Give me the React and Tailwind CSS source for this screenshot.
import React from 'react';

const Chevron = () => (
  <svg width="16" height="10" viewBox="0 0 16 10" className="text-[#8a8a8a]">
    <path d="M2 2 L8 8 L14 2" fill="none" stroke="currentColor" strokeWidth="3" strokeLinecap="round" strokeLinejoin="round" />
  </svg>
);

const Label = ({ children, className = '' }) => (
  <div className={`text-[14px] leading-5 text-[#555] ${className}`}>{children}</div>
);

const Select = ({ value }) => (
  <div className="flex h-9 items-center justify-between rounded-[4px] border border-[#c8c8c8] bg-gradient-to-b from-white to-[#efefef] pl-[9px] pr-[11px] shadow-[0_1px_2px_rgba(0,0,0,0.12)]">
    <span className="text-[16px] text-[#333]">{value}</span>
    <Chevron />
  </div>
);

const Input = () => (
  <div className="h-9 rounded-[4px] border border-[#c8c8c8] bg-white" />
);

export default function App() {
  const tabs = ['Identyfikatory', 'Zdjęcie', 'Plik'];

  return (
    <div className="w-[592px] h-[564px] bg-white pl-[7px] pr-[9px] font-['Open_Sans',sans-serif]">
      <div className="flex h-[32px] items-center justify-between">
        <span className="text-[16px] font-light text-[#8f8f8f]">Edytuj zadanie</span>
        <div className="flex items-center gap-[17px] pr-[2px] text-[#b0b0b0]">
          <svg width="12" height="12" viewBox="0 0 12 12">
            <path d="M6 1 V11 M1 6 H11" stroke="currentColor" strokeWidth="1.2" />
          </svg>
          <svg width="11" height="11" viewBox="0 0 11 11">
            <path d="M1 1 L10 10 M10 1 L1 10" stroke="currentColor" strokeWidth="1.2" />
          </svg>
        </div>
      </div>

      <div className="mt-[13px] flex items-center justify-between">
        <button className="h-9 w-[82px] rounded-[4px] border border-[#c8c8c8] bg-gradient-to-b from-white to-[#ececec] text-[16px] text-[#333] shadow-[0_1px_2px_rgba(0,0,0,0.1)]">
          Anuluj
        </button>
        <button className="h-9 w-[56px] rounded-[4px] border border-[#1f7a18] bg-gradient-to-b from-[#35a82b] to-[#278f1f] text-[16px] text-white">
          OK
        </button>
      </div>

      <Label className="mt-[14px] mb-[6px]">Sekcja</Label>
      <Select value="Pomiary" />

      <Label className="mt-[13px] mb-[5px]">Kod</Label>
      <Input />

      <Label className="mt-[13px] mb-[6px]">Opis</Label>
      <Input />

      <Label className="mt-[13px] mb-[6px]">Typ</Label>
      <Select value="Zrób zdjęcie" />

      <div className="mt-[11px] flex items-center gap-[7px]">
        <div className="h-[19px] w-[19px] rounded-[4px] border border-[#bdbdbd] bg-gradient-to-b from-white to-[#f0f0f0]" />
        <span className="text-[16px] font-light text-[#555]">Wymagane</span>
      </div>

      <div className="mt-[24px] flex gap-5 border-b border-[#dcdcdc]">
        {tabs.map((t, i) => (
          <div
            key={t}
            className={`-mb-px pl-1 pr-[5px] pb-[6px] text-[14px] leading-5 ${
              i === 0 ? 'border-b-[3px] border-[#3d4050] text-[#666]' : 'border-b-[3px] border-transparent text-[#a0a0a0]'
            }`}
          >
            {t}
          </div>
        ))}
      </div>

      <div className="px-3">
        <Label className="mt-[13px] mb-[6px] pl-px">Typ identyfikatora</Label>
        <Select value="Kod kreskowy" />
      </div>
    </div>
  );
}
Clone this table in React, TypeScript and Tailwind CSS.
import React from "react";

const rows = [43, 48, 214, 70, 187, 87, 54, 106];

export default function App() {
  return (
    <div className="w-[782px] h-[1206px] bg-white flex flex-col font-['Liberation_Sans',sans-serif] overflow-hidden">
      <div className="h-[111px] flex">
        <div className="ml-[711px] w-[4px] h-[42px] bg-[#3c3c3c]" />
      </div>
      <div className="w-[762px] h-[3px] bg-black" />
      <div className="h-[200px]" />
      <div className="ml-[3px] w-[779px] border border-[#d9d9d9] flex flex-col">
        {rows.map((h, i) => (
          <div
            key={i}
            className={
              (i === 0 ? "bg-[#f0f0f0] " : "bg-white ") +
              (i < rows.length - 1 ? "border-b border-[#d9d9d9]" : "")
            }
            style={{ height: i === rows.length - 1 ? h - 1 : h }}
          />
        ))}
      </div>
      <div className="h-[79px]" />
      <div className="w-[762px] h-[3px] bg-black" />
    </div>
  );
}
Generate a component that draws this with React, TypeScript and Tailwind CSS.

=== Problem requirements ===
Repeat the data exactly. Leave nothing out.

=== Solution to this task ===
Give me the React and Tailwind CSS source for this screenshot.
import React from 'react';

const Chevron = () => (
  <svg width="16" height="10" viewBox="0 0 16 10" className="text-[#8a8a8a]">
    <path d="M2 2 L8 8 L14 2" fill="none" stroke="currentColor" strokeWidth="3" strokeLinecap="round" strokeLinejoin="round" />
  </svg>
);

const Label = ({ children, className = '' }) => (
  <div className={`text-[14px] leading-5 text-[#555] ${className}`}>{children}</div>
);

const Select = ({ value }) => (
  <div className="flex h-9 items-center justify-between rounded-[4px] border border-[#c8c8c8] bg-gradient-to-b from-white to-[#efefef] pl-[9px] pr-[11px] shadow-[0_1px_2px_rgba(0,0,0,0.12)]">
    <span className="text-[16px] text-[#333]">{value}</span>
    <Chevron />
  </div>
);

const Input = () => (
  <div className="h-9 rounded-[4px] border border-[#c8c8c8] bg-white" />
);

export default function App() {
  const tabs = ['Identyfikatory', 'Zdjęcie', 'Plik'];

  return (
    <div className="w-[592px] h-[564px] bg-white pl-[7px] pr-[9px] font-['Open_Sans',sans-serif]">
      <div className="flex h-[32px] items-center justify-between">
        <span className="text-[16px] font-light text-[#8f8f8f]">Edytuj zadanie</span>
        <div className="flex items-center gap-[17px] pr-[2px] text-[#b0b0b0]">
          <svg width="12" height="12" viewBox="0 0 12 12">
            <path d="M6 1 V11 M1 6 H11" stroke="currentColor" strokeWidth="1.2" />
          </svg>
          <svg width="11" height="11" viewBox="0 0 11 11">
            <path d="M1 1 L10 10 M10 1 L1 10" stroke="currentColor" strokeWidth="1.2" />
          </svg>
        </div>
      </div>

      <div className="mt-[13px] flex items-center justify-between">
        <button className="h-9 w-[82px] rounded-[4px] border border-[#c8c8c8] bg-gradient-to-b from-white to-[#ececec] text-[16px] text-[#333] shadow-[0_1px_2px_rgba(0,0,0,0.1)]">
          Anuluj
        </button>
        <button className="h-9 w-[56px] rounded-[4px] border border-[#1f7a18] bg-gradient-to-b from-[#35a82b] to-[#278f1f] text-[16px] text-white">
          OK
        </button>
      </div>

      <Label className="mt-[14px] mb-[6px]">Sekcja</Label>
      <Select value="Pomiary" />

      <Label className="mt-[13px] mb-[5px]">Kod</Label>
      <Input />

      <Label className="mt-[13px] mb-[6px]">Opis</Label>
      <Input />

      <Label className="mt-[13px] mb-[6px]">Typ</Label>
      <Select value="Zrób zdjęcie" />

      <div className="mt-[11px] flex items-center gap-[7px]">
        <div className="h-[19px] w-[19px] rounded-[4px] border border-[#bdbdbd] bg-gradient-to-b from-white to-[#f0f0f0]" />
        <span className="text-[16px] font-light text-[#555]">Wymagane</span>
      </div>

      <div className="mt-[24px] flex gap-5 border-b border-[#dcdcdc]">
        {tabs.map((t, i) => (
          <div
            key={t}
            className={`-mb-px pl-1 pr-[5px] pb-[6px] text-[14px] leading-5 ${
              i === 0 ? 'border-b-[3px] border-[#3d4050] text-[#666]' : 'border-b-[3px] border-transparent text-[#a0a0a0]'
            }`}
          >
            {t}
          </div>
        ))}
      </div>

      <div className="px-3">
        <Label className="mt-[13px] mb-[6px] pl-px">Typ identyfikatora</Label>
        <Select value="Kod kreskowy" />
      </div>
    </div>
  );
}
Clone this table in React, TypeScript and Tailwind CSS.
import React from "react";

const rows = [43, 48, 214, 70, 187, 87, 54, 106];

export default function App() {
  return (
    <div className="w-[782px] h-[1206px] bg-white flex flex-col font-['Liberation_Sans',sans-serif] overflow-hidden">
      <div className="h-[111px] flex">
        <div className="ml-[711px] w-[4px] h-[42px] bg-[#3c3c3c]" />
      </div>
      <div className="w-[762px] h-[3px] bg-black" />
      <div className="h-[200px]" />
      <div className="ml-[3px] w-[779px] border border-[#d9d9d9] flex flex-col">
        {rows.map((h, i) => (
          <div
            key={i}
            className={
              (i === 0 ? "bg-[#f0f0f0] " : "bg-white ") +
              (i < rows.length - 1 ? "border-b border-[#d9d9d9]" : "")
            }
            style={{ height: i === rows.length - 1 ? h - 1 : h }}
          />
        ))}
      </div>
      <div className="h-[79px]" />
      <div className="w-[762px] h-[3px] bg-black" />
    </div>
  );
}
Generate a component that draws this with React, TypeScript and Tailwind CSS.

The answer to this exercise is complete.